(Part of a data file)
------------------------------------

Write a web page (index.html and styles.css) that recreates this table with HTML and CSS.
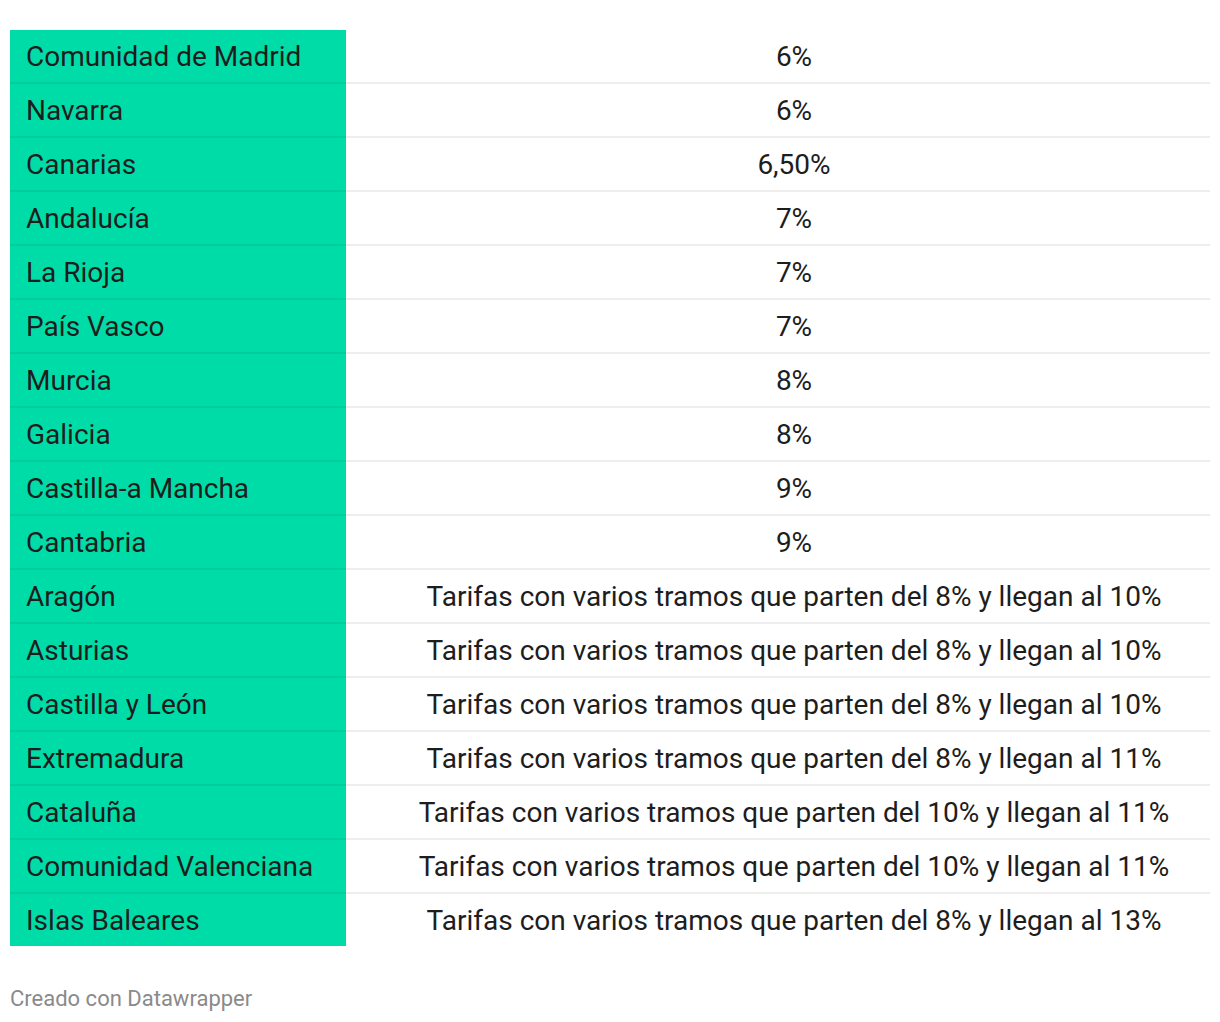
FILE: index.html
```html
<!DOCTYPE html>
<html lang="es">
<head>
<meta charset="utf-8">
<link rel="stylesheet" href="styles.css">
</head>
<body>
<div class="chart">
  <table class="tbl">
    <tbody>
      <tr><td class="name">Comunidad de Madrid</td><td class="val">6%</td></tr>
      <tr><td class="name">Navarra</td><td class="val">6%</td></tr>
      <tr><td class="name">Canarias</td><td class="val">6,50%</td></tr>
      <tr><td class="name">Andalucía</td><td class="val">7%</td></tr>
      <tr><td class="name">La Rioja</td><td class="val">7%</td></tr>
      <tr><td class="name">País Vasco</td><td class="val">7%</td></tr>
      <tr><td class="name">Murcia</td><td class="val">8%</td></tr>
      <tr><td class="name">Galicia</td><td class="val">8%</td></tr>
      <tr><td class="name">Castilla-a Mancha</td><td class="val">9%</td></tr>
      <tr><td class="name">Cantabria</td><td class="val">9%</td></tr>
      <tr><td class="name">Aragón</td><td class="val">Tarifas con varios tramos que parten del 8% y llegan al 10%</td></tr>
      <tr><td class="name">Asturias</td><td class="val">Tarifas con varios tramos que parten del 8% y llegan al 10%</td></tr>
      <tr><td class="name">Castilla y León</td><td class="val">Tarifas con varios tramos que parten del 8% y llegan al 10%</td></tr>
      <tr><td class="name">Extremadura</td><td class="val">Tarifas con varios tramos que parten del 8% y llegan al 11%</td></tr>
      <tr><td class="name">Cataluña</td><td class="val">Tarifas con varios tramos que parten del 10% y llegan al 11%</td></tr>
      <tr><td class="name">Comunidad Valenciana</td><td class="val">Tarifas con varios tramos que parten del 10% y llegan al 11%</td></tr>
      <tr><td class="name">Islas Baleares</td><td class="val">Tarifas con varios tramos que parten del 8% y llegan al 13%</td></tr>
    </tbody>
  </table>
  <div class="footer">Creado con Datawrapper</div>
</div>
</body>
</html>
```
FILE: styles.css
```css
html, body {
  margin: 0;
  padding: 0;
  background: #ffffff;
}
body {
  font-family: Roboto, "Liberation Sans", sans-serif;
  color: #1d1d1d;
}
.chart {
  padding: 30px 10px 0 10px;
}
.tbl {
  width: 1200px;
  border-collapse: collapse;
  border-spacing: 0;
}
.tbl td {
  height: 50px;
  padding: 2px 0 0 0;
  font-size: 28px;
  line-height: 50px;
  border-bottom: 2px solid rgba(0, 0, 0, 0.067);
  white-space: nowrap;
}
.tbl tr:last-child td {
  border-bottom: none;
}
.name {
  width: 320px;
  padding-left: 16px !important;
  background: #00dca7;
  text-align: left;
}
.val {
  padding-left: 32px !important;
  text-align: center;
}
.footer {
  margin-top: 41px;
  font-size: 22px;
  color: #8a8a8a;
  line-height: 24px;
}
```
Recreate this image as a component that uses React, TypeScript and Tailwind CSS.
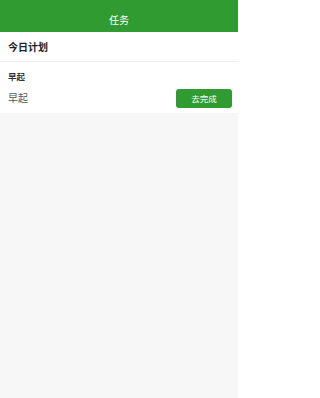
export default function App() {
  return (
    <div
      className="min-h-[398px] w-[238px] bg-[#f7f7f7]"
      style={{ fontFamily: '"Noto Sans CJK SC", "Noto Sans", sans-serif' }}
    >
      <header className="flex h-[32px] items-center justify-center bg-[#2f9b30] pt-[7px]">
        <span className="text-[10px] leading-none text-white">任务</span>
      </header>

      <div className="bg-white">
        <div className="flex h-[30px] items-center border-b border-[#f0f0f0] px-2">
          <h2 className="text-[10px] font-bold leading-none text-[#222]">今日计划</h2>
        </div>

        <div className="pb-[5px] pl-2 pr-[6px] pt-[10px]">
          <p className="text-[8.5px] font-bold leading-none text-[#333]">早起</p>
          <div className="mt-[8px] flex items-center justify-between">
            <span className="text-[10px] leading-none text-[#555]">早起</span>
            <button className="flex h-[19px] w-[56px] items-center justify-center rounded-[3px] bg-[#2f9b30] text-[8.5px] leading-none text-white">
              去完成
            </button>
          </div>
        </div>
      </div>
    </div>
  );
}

------------------------------------

- [SHORT EXERCISE]: All of the records above must be copied exactly, except for the pictures.

- [CORRECT OUTPUT]:
Write a web page (index.html and styles.css) that recreates this table with HTML and CSS.
FILE: index.html
```html
<!DOCTYPE html>
<html lang="es">
<head>
<meta charset="utf-8">
<link rel="stylesheet" href="styles.css">
</head>
<body>
<div class="chart">
  <table class="tbl">
    <tbody>
      <tr><td class="name">Comunidad de Madrid</td><td class="val">6%</td></tr>
      <tr><td class="name">Navarra</td><td class="val">6%</td></tr>
      <tr><td class="name">Canarias</td><td class="val">6,50%</td></tr>
      <tr><td class="name">Andalucía</td><td class="val">7%</td></tr>
      <tr><td class="name">La Rioja</td><td class="val">7%</td></tr>
      <tr><td class="name">País Vasco</td><td class="val">7%</td></tr>
      <tr><td class="name">Murcia</td><td class="val">8%</td></tr>
      <tr><td class="name">Galicia</td><td class="val">8%</td></tr>
      <tr><td class="name">Castilla-a Mancha</td><td class="val">9%</td></tr>
      <tr><td class="name">Cantabria</td><td class="val">9%</td></tr>
      <tr><td class="name">Aragón</td><td class="val">Tarifas con varios tramos que parten del 8% y llegan al 10%</td></tr>
      <tr><td class="name">Asturias</td><td class="val">Tarifas con varios tramos que parten del 8% y llegan al 10%</td></tr>
      <tr><td class="name">Castilla y León</td><td class="val">Tarifas con varios tramos que parten del 8% y llegan al 10%</td></tr>
      <tr><td class="name">Extremadura</td><td class="val">Tarifas con varios tramos que parten del 8% y llegan al 11%</td></tr>
      <tr><td class="name">Cataluña</td><td class="val">Tarifas con varios tramos que parten del 10% y llegan al 11%</td></tr>
      <tr><td class="name">Comunidad Valenciana</td><td class="val">Tarifas con varios tramos que parten del 10% y llegan al 11%</td></tr>
      <tr><td class="name">Islas Baleares</td><td class="val">Tarifas con varios tramos que parten del 8% y llegan al 13%</td></tr>
    </tbody>
  </table>
  <div class="footer">Creado con Datawrapper</div>
</div>
</body>
</html>
```
FILE: styles.css
```css
html, body {
  margin: 0;
  padding: 0;
  background: #ffffff;
}
body {
  font-family: Roboto, "Liberation Sans", sans-serif;
  color: #1d1d1d;
}
.chart {
  padding: 30px 10px 0 10px;
}
.tbl {
  width: 1200px;
  border-collapse: collapse;
  border-spacing: 0;
}
.tbl td {
  height: 50px;
  padding: 2px 0 0 0;
  font-size: 28px;
  line-height: 50px;
  border-bottom: 2px solid rgba(0, 0, 0, 0.067);
  white-space: nowrap;
}
.tbl tr:last-child td {
  border-bottom: none;
}
.name {
  width: 320px;
  padding-left: 16px !important;
  background: #00dca7;
  text-align: left;
}
.val {
  padding-left: 32px !important;
  text-align: center;
}
.footer {
  margin-top: 41px;
  font-size: 22px;
  color: #8a8a8a;
  line-height: 24px;
}
```
Recreate this image as a component that uses React, TypeScript and Tailwind CSS.
export default function App() {
  return (
    <div
      className="min-h-[398px] w-[238px] bg-[#f7f7f7]"
      style={{ fontFamily: '"Noto Sans CJK SC", "Noto Sans", sans-serif' }}
    >
      <header className="flex h-[32px] items-center justify-center bg-[#2f9b30] pt-[7px]">
        <span className="text-[10px] leading-none text-white">任务</span>
      </header>

      <div className="bg-white">
        <div className="flex h-[30px] items-center border-b border-[#f0f0f0] px-2">
          <h2 className="text-[10px] font-bold leading-none text-[#222]">今日计划</h2>
        </div>

        <div className="pb-[5px] pl-2 pr-[6px] pt-[10px]">
          <p className="text-[8.5px] font-bold leading-none text-[#333]">早起</p>
          <div className="mt-[8px] flex items-center justify-between">
            <span className="text-[10px] leading-none text-[#555]">早起</span>
            <button className="flex h-[19px] w-[56px] items-center justify-center rounded-[3px] bg-[#2f9b30] text-[8.5px] leading-none text-white">
              去完成
            </button>
          </div>
        </div>
      </div>
    </div>
  );
}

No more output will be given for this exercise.